Shepard has fond memories of the TV show CHiPs from when he was a kid. "I'm from the Midwest," he says. "It was grey and cold eight months of the year. And you would turn this show on and for an hour you were in California with palm trees and beaches and bikinis. And this odd couple on motorcycles - this tall, lanky white dude and a Latino - it was a cool original pairing."
To play his partner on-screen, Shepard only had one actor in mind, Michael Pena. And Pena was happy to switch from his more serious roles in films like The Martian and Collateral Beauty to do something funny. "It's so easy to act like the stoic, leading man guy," he says. "But here I'm playing Ponch! There's people who loved him from back in the day, but I don't exactly play his style."

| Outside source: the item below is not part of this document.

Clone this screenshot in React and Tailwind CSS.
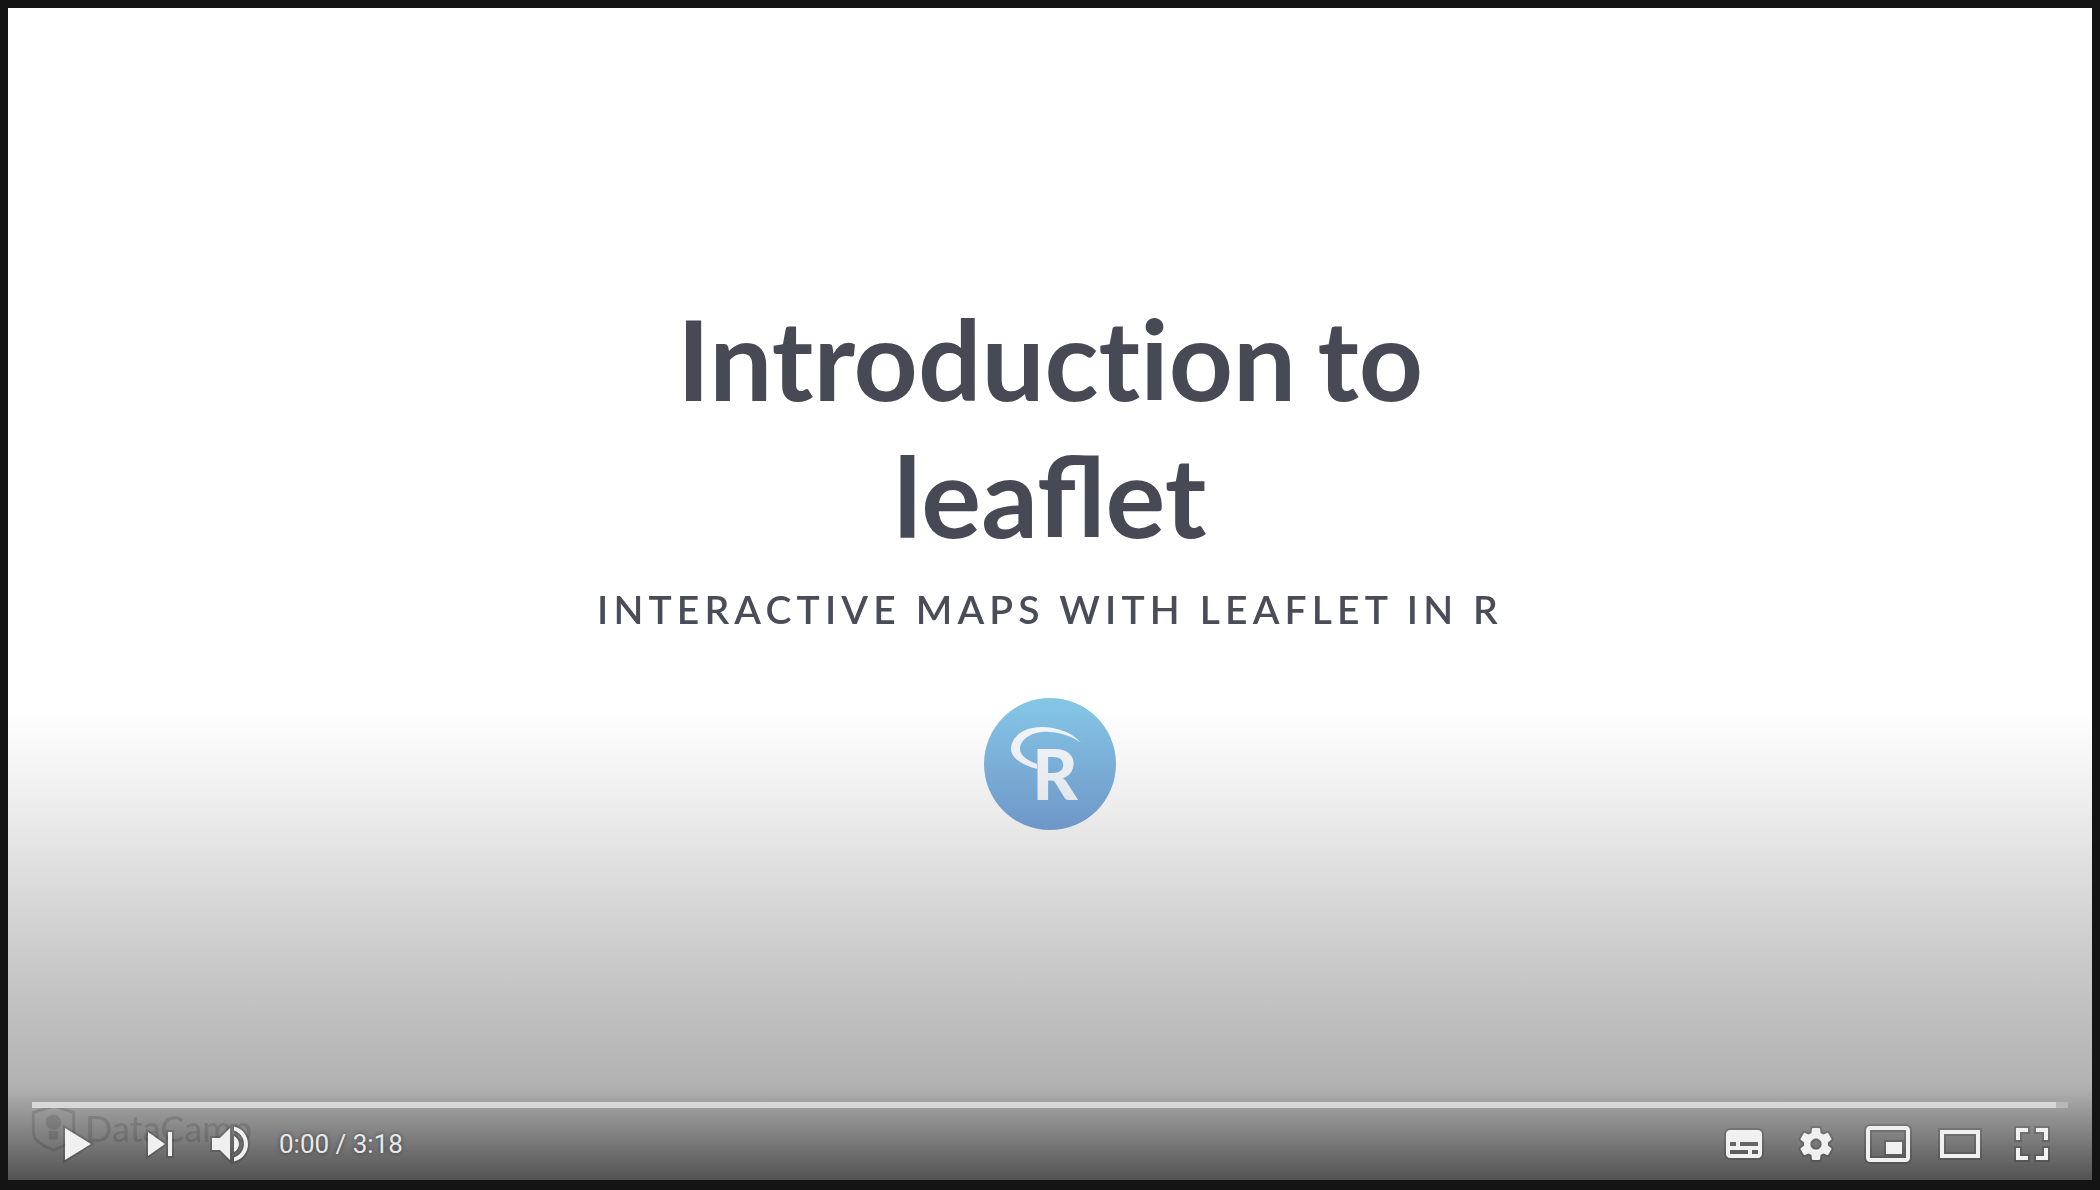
import React from 'react';

const Icon = ({ className, children }) => (
  <svg viewBox="0 0 36 36" className={className}>
    <g fill="#f0f0f0" stroke="#000" strokeOpacity="0.15" strokeWidth="2" className="[paint-order:stroke]">
      {children}
    </g>
  </svg>
);

const RLogo = () => (
  <div className="relative w-[132px] h-[132px] rounded-full bg-gradient-to-b from-[#84c6e4] to-[#7aa6dc] flex items-center justify-center overflow-hidden">
    <svg viewBox="0 0 132 132" className="absolute inset-0 w-full h-full">
      <path
        d="M97 45 C88 34 72 29 58 29 C38 29 27 40 27 51 C27 60 38 67 53 71 L53 66 C42 62 36 57 36 51 C36 42 46 35 58 34 C72 33 86 37 97 45 Z"
        fill="#f4f8fc"
      />
    </svg>
    <span className="relative font-['Lato',sans-serif] font-black text-[70px] leading-none text-[#f4f8fc] ml-[10px] mt-[18px]">R</span>
  </div>
);

export default function App() {
  return (
    <div className="w-[2100px] h-[1190px] bg-[#141414] pt-2 pl-2 pr-2 pb-[10px]">
      <div className="relative w-full h-full bg-white overflow-hidden">
        {/* Slide */}
        <div className="flex flex-col items-center pt-[281px] font-['Lato',sans-serif] blur-[0.6px]">
          <h1 className="text-[112px] leading-[137px] font-bold text-[#474a55] text-center [word-spacing:-6px]">
            Introduct&zwnj;ion to
            <br />
            leaflet
          </h1>
          <p className="mt-[21px] text-[39px] leading-[50px] font-semibold tracking-[0.132em] text-[#4a4d57]">
            INTERACTIVE MAPS WITH LEAFLET IN R
          </p>
          <div className="mt-[64px]">
            <RLogo />
          </div>
        </div>

        {/* Player shade */}
        <div className="absolute inset-x-0 bottom-0 h-[470px] bg-[linear-gradient(to_bottom,rgba(0,0,0,0)_0%,rgba(0,0,0,0.07)_20%,rgba(0,0,0,0.21)_54%,rgba(0,0,0,0.3)_80%,rgba(0,0,0,0.45)_88%,rgba(0,0,0,0.68)_100%)]" />

        {/* Watermark */}
        <div className="absolute left-[23px] bottom-[25px] flex items-center gap-[9px] opacity-[0.12]">
          <svg viewBox="0 0 46 50" className="w-[45px] h-[48px]">
            <path d="M23 2 L44 9 V30 C44 38 33 45 23 48 C13 45 2 38 2 30 V9 Z" fill="none" stroke="#000" strokeWidth="3" />
            <circle cx="23" cy="19" r="8" fill="#000" />
            <rect x="18" y="28" width="10" height="9" fill="#000" />
          </svg>
          <span className="font-['Lato',sans-serif] font-medium text-[36px] text-black">DataCamp</span>
        </div>

        {/* Controls */}
        <div className="absolute inset-x-0 bottom-0 px-6">
          <div className="flex h-[6px]">
            <div className="flex-1 bg-[#d8d8d8]" />
            <div className="w-3 bg-[#b8b8b8]" />
          </div>
          <div className="flex h-[72px] items-center justify-between">
            <div className="flex items-center pl-[9px]">
              <Icon className="w-[72px] h-[72px] mr-[11px]">
                <path d="M12 26 L18.5 22 L18.5 14 L12 10 Z M18.5 22 L25 18 L18.5 14 Z" />
              </Icon>
              <Icon className="w-[72px] h-[72px]">
                <path d="M12 24 L20.5 18 L12 12 V24 Z M22 12 V24 H24 V12 H22 Z" />
              </Icon>
              <Icon className="w-[72px] h-[72px]">
                <path d="M8 21 L12 21 L17 26 L17 10 L12 15 L8 15 L8 21 Z M19 14 L19 22 C20.48 21.32 21.5 19.77 21.5 18 C21.5 16.26 20.48 14.74 19 14 Z M19 11.29 C21.89 12.15 24 14.83 24 18 C24 21.17 21.89 23.85 19 24.71 L19 26.77 C23.01 25.86 26 22.28 26 18 C26 13.72 23.01 10.14 19 9.23 L19 11.29 Z" />
              </Icon>
              <span className="ml-[11px] font-['Roboto',sans-serif] text-[26px] text-[#e8e8e8] [text-shadow:0_0_4px_rgba(0,0,0,0.5)]">
                0:00 / 3:18
              </span>
            </div>
            <div className="flex items-center">
              <Icon className="w-[72px] h-[72px]">
                <path fillRule="evenodd" d="M11 11 C9.9 11 9 11.9 9 13 L9 23 C9 24.1 9.9 25 11 25 L25 25 C26.1 25 27 24.1 27 23 L27 13 C27 11.9 26.1 11 25 11 L11 11 Z M11 17 L14 17 L14 19 L11 19 L11 17 Z M20 23 L11 23 L11 21 L20 21 L20 23 Z M25 23 L22 23 L22 21 L25 21 L25 23 Z M25 19 L16 19 L16 17 L25 17 L25 19 Z" />
              </Icon>
              <Icon className="w-[72px] h-[72px]">
                <path d="m 23.94,18.78 c .03,-0.25 .05,-0.51 .05,-0.78 0,-0.27 -0.02,-0.52 -0.05,-0.78 l 1.68,-1.32 c .15,-0.12 .19,-0.33 .09,-0.51 l -1.6,-2.76 c -0.09,-0.17 -0.31,-0.24 -0.48,-0.17 l -1.99,.8 c -0.41,-0.32 -0.86,-0.58 -1.35,-0.78 l -0.30,-2.12 c -0.02,-0.19 -0.19,-0.33 -0.39,-0.33 l -3.2,0 c -0.2,0 -0.36,.14 -0.39,.33 l -0.30,2.12 c -0.48,.2 -0.93,.47 -1.35,.78 l -1.99,-0.8 c -0.18,-0.07 -0.39,0 -0.48,.17 l -1.6,2.76 c -0.10,.17 -0.05,.39 .09,.51 l 1.68,1.32 c -0.03,.25 -0.05,.52 -0.05,.78 0,.26 .02,.52 .05,.78 l -1.68,1.32 c -0.15,.12 -0.19,.33 -0.09,.51 l 1.6,2.76 c .09,.17 .31,.24 .48,.17 l 1.99,-0.8 c .41,.32 .86,.58 1.35,.78 l .30,2.12 c .02,.19 .19,.33 .39,.33 l 3.2,0 c .2,0 .36,-0.14 .39,-0.33 l .30,-2.12 c .48,-0.2 .93,-0.47 1.35,-0.78 l 1.99,.8 c .18,.07 .39,0 .48,-0.17 l 1.6,-2.76 c .09,-0.17 .05,-0.39 -0.09,-0.51 l -1.65,-1.32 0,0 z m -5.94,2.01 c -1.54,0 -2.8,-1.25 -2.8,-2.8 0,-1.54 1.25,-2.8 2.8,-2.8 1.54,0 2.8,1.25 2.8,2.8 0,1.54 -1.25,2.8 -2.8,2.8 l 0,0 z" />
              </Icon>
              <Icon className="w-[72px] h-[72px]">
                <path fillRule="evenodd" d="M25 17 L17 17 L17 23 L25 23 L25 17 Z M29 25 L29 10.98 C29 9.88 28.1 9 27 9 L9 9 C7.9 9 7 9.88 7 10.98 L7 25 C7 26.1 7.9 27 9 27 L27 27 C28.1 27 29 26.1 29 25 Z M27 25.02 L9 25.02 L9 10.97 L27 10.97 L27 25.02 Z" />
              </Icon>
              <Icon className="w-[72px] h-[72px]">
                <path fillRule="evenodd" d="m 28,11 0,14 -20,0 0,-14 z m -18,2 16,0 0,10 -16,0 0,-10 z" />
              </Icon>
              <Icon className="w-[72px] h-[72px]">
                <path d="m 10,16 2,0 0,-4 4,0 0,-2 L 10,10 z M 20,10 l 0,2 4,0 0,4 2,0 L 26,10 z M 24,24 l -4,0 0,2 L 26,26 l 0,-6 -2,0 z M 12,20 L 10,20 10,26 l 6,0 0,-2 -4,0 z" />
              </Icon>
            </div>
          </div>
        </div>
      </div>
    </div>
  );
}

Pena admits readily that he's not as cool as the TV show's Ponch, Erik Estrada. "Yeah," he laughs. "I was always the dude that, after two weeks of hanging out with a girl, they'd be like, 'You're cute.' I'm like, 'Uh, okay, cool, thanks.' It took two weeks, but it's all good. It happened. I got my wife like that."
Shepard wrote the script so Pena could play the charmer. "It was very important for me to make sure that he was the stud when I wrote it," Shepard laughs. "So I had to be selfless for a selfish purpose of keeping him in the movie."
To which Pena replies, "Well, you still got naked in the movie. And you showed off the abs."
"Well, you know," Shepard fires back. "If you don't have the face, you better have the body!"